What Should I Know To Begin An Emergency Proceeding?

As previously stated, these proceedings arise out of a necessity to protect a child from imminent physical damage or harm or a credible threat of the same. This type of proceeding is meant to be temporary, in that the placement or removal ends once the threat or existence of physical harm or imminent danger to the child dissipates. See 25 C.F.R. § 23.113(a). There are alternative ways to terminate these proceedings located within subsection (c)(1-3) of the rule. Id. Emergency proceedings also require contacting any and all tribes that the child could belong to, or be eligible for membership in.

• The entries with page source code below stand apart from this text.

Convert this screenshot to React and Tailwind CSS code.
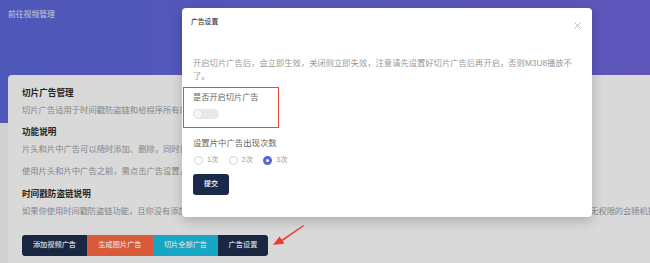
export default function App() {
  const font = { fontFamily: '"Liberation Sans", "Noto Sans CJK SC", sans-serif' };
  const radios = [
    { label: '1次', checked: false },
    { label: '2次', checked: false },
    { label: '3次', checked: true },
  ];

  return (
    <div className="relative w-[650px] h-[263px] overflow-hidden bg-[#f5f6f8]" style={font}>
      {/* page */}
      <div className="w-[1000px]">
        <div className="h-[123px] bg-gradient-to-r from-[#5c68da] to-[#7a62dc] px-2 pt-[9px]">
          <div className="text-[7.8px] leading-[11px] text-white/85">前往视频管理</div>
        </div>
        <div className="-mt-[48px] ml-2 h-[300px] rounded-[4px] bg-white pl-[14px] pt-[11px]">
          <h3 className="text-[8.6px] leading-[14px] font-bold text-[#2b2b2b]">切片广告管理</h3>
          <p className="mt-[3px] text-[8.3px] leading-[14px] text-[#9c9c9c]">
            切片广告适用于时间戳防盗链和给程序所有的视频进行统一的片头片中广告插入。
          </p>
          <h3 className="mt-[8px] text-[8.6px] leading-[14px] font-bold text-[#2b2b2b]">功能说明</h3>
          <p className="mt-[3px] text-[8.3px] leading-[14px] text-[#9c9c9c]">
            片头和片中广告可以随时添加、删除，同时设置后立即生效。
          </p>
          <p className="mt-[8px] text-[8.3px] leading-[14px] text-[#9c9c9c]">
            使用片头和片中广告之前，需点击广告设置，开启切片广告。
          </p>
          <h3 className="mt-[9px] text-[8.6px] leading-[14px] font-bold text-[#2b2b2b]">时间戳防盗链说明</h3>
          <p className="mt-[4px] text-[8.24px] leading-[14px] text-[#9c9c9c] whitespace-nowrap">
            如果你使用时间戳防盗链功能，且你没有添加本站的播放域名到白名单中，那么所有的访问都会被视为非法请求，播放器在检测到后对于这些请求进行拦截，无权限的会随机播放片中广告。
          </p>
          <div className="mt-[16px] flex w-max overflow-hidden rounded-[3px] text-[7.2px] font-medium text-white">
            <button className="h-[21px] w-[65px] bg-[#1e2e4f]">添加视频广告</button>
            <button className="h-[21px] w-[66px] bg-[#ff6a45]">生成图片广告</button>
            <button className="h-[21px] w-[65px] bg-[#1cc4e6]">切片全部广告</button>
            <button className="h-[21px] w-[50px] bg-[#1e2e4f]">广告设置</button>
          </div>
        </div>
      </div>

      {/* mask */}
      <div className="absolute inset-0 bg-black/15" />

      {/* modal */}
      <div className="absolute left-[182px] top-[8px] w-[410px] h-[209px] rounded-[4px] bg-white shadow-[0_4px_12px_rgba(0,0,0,0.2)]">
        <div className="flex items-start justify-between pl-[9px] pr-[11px] pt-[9px]">
          <span className="text-[6.8px] leading-[10px] font-medium text-[#333]">广告设置</span>
          <svg width="7" height="7" viewBox="0 0 10 10" className="mt-[5px]">
            <path d="M1 1L9 9M9 1L1 9" stroke="#a8a8a8" strokeWidth="1.2" />
          </svg>
        </div>
        <div className="pl-[11px] pr-[20px] pt-[28px]">
          <p className="text-[8.3px] leading-[12.5px] text-[#999]">
            开启切片广告后，会立即生效，关闭则立即失效，注意请先设置好切片广告后再开启，否则M3U8播放不了。
          </p>
          <div className="-ml-[10px] mt-[5px] w-[96px] border-[1.5px] border-[#e8473f] pl-[9px] pt-[5px] pb-[8px]">
            <div className="text-[8.2px] leading-[10px] text-[#666]">是否开启切片广告</div>
            <div className="mt-[6px] flex h-[10px] w-[26px] items-center rounded-full bg-[#e6e8ec] px-[1px]">
              <div className="h-[8px] w-[8px] rounded-full bg-[#f5f6f8] shadow-[0_0_1px_rgba(0,0,0,0.25)]" />
            </div>
          </div>
          <div className="mt-[10px] text-[8.4px] leading-[10px] text-[#666]">设置片中广告出现次数</div>
          <div className="mt-[7px] flex h-[10px] items-center">
            {radios.map(r => (
              <label key={r.label} className="mr-[9px] flex items-center">
                <span
                  className={`ml-[1px] box-border h-[9px] w-[9px] rounded-full bg-white ${
                    r.checked ? 'border-[3px] border-[#5166e0]' : 'border border-[#d4d4d4]'
                  }`}
                />
                <span className="ml-[4px] text-[7.4px] text-[#999]">{r.label}</span>
              </label>
            ))}
          </div>
          <button className="mt-[9px] h-[21px] w-[36px] rounded-[3px] bg-[#1b2a4a] text-[7px] font-medium text-white">
            提交
          </button>
        </div>
      </div>

      {/* annotation arrow */}
      <svg className="absolute left-[268px] top-[220px]" width="42" height="30" viewBox="0 0 42 30">
        <path d="M36 6 L14 21.5 L13 20 L35.3 5 Z" fill="#f23b2f" />
        <path d="M5 25 L11.5 16.5 L16.5 23.5 Z" fill="#f23b2f" />
      </svg>
    </div>
  );
}
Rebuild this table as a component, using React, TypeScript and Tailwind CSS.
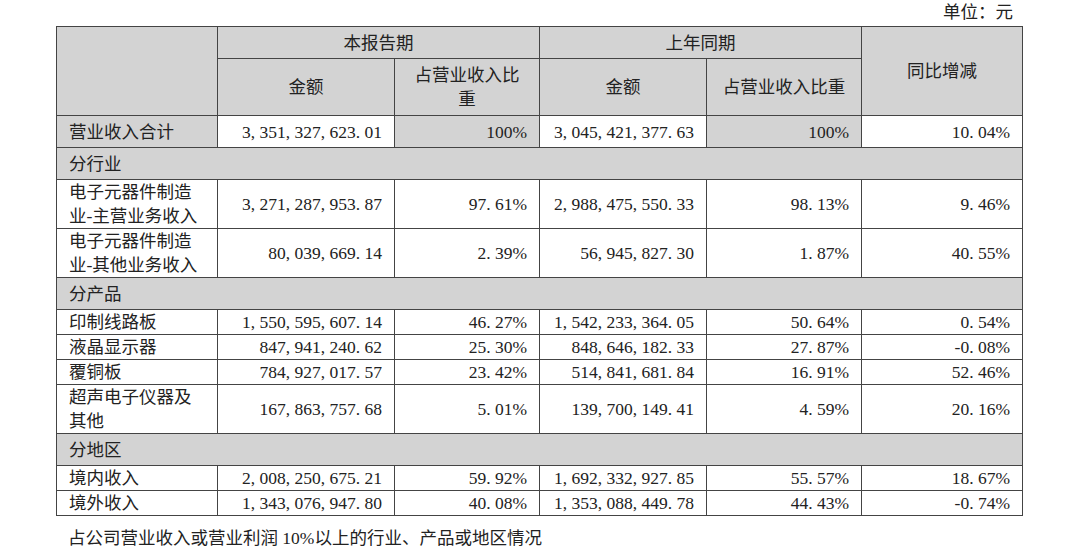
const gray = "bg-[#d3d3d3]";
const cell = "border border-[#444] px-[12px] py-0";

type Row =
  | { kind: "section"; label: string }
  | { kind: "data"; label: string; values: string[]; total?: boolean };

const rows: Row[] = [
  {
    kind: "data",
    total: true,
    label: "营业收入合计",
    values: ["3,351,327,623.01", "100%", "3,045,421,377.63", "100%", "10.04%"],
  },
  { kind: "section", label: "分行业" },
  {
    kind: "data",
    label: "电子元器件制造业-主营业务收入",
    values: ["3,271,287,953.87", "97.61%", "2,988,475,550.33", "98.13%", "9.46%"],
  },
  {
    kind: "data",
    label: "电子元器件制造业-其他业务收入",
    values: ["80,039,669.14", "2.39%", "56,945,827.30", "1.87%", "40.55%"],
  },
  { kind: "section", label: "分产品" },
  {
    kind: "data",
    label: "印制线路板",
    values: ["1,550,595,607.14", "46.27%", "1,542,233,364.05", "50.64%", "0.54%"],
  },
  {
    kind: "data",
    label: "液晶显示器",
    values: ["847,941,240.62", "25.30%", "848,646,182.33", "27.87%", "-0.08%"],
  },
  {
    kind: "data",
    label: "覆铜板",
    values: ["784,927,017.57", "23.42%", "514,841,681.84", "16.91%", "52.46%"],
  },
  {
    kind: "data",
    label: "超声电子仪器及其他",
    values: ["167,863,757.68", "5.01%", "139,700,149.41", "4.59%", "20.16%"],
  },
  { kind: "section", label: "分地区" },
  {
    kind: "data",
    label: "境内收入",
    values: ["2,008,250,675.21", "59.92%", "1,692,332,927.85", "55.57%", "18.67%"],
  },
  {
    kind: "data",
    label: "境外收入",
    values: ["1,343,076,947.80", "40.08%", "1,353,088,449.78", "44.43%", "-0.74%"],
  },
];

// half-width punctuation, like the Song typeface in the source PDF
function Num({ v }: { v: string }) {
  const parts = v.split(/([,.])/);
  return (
    <>
      {parts.map((p, i) =>
        p === "," || p === "." ? (
          <span key={i} className="inline-block w-[0.5em] text-left">
            {p}
          </span>
        ) : (
          <span key={i}>{p}</span>
        )
      )}
    </>
  );
}

export default function App() {
  return (
    <div className="w-[1080px] h-[553px] bg-white text-[17.5px] leading-[24px] text-[#222] font-[family-name:'Liberation_Serif','Noto_Sans_CJK_SC',serif]">
      <div className="h-[26px] flex justify-end items-start pr-[67px]">单位：元</div>

      <table className="ml-[56px] w-[966px] table-fixed border-collapse">
        <colgroup>
          <col className="w-[161px]" />
          <col className="w-[177px]" />
          <col className="w-[145px]" />
          <col className="w-[167px]" />
          <col className="w-[155px]" />
          <col className="w-[161px]" />
        </colgroup>
        <thead>
          <tr className="h-[32px]">
            <th rowSpan={2} className={`${cell} ${gray}`} />
            <th colSpan={2} className={`${cell} ${gray} font-normal text-center`}>
              本报告期
            </th>
            <th colSpan={2} className={`${cell} ${gray} font-normal text-center`}>
              上年同期
            </th>
            <th rowSpan={2} className={`${cell} ${gray} font-normal text-center`}>
              同比增减
            </th>
          </tr>
          <tr className="h-[57px]">
            <th className={`${cell} ${gray} font-normal text-center`}>金额</th>
            <th className={`${cell} ${gray} font-normal text-center`}>占营业收入比重</th>
            <th className={`${cell} ${gray} font-normal text-center`}>金额</th>
            <th className={`${cell} ${gray} font-normal text-center`}>占营业收入比重</th>
          </tr>
        </thead>
        <tbody>
          {rows.map((r) =>
            r.kind === "section" ? (
              <tr key={r.label} className="h-[32px]">
                <td colSpan={6} className={`${cell} ${gray} text-left`}>
                  {r.label}
                </td>
              </tr>
            ) : (
              <tr key={r.label} className={r.total ? "h-[32px]" : ""}>
                <td className={`${cell} text-left ${r.total ? gray : "bg-white"}`}>{r.label}</td>
                {r.values.map((v, i) => (
                  <td
                    key={i}
                    className={`${cell} text-right whitespace-nowrap ${
                      r.total && i % 2 === 1 ? gray : "bg-white"
                    }`}
                  >
                    <Num v={v} />
                  </td>
                ))}
              </tr>
            )
          )}
        </tbody>
      </table>

      <p className="mt-[10px] pl-[68px]">占公司营业收入或营业利润 10%以上的行业、产品或地区情况</p>
    </div>
  );
}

How Do I Contact The Tribe?

You find the applicable representative in the Federal Register. As a preliminary matter to navigating the Federal Register, the BIA breaks down all of its locations into regions. There are twelve (12) total regions in the United States. North Dakota is considered the Great Plains Region. You first want to locate your region, and next locate the specific tribe. Each tribe will either have a designated tribal agent or they will not. If the tribe has a designated tribal agent, then their name, mailing address, and email address can be found in the Federal Register. If there is no designated tribal agent, then you should call the number and/or send a written message and ask for the individual handling those issues. If you do not receive an answer from that Tribe or you do not know which Tribe applies, then seek assistance from the BIA Aberdeen Regional Director at 115 Fourth Ave. SE, Aberdeen, South Dakota, 57401. Alternatively, if there is a concern that the child belongs to a tribe outside of the Great Plains Region, and you are unaware of the tribe; or if you are simply unaware of the tribe in general, then you can contact the BIA’s Central Office in Washington, DC. However, take note that how you contact/notify the tribe must comport with the requirements related to the type of proceeding you are involved in.

Contact SW&L

The requirements related to any proceeding under ICWA are vast and can be difficult to navigate. This blog only scratches the surface on starting the process. It does not cover concerns that can arise from transfers to tribal court, or various other possible barriers to an adoption. It is important that you meet each requirement under ICWA and hiring an attorney experienced in this area is the surest way to accurately meet the demands. Our family law team is prepared and knowledgeable in this area. Do not hesitate to contact us today!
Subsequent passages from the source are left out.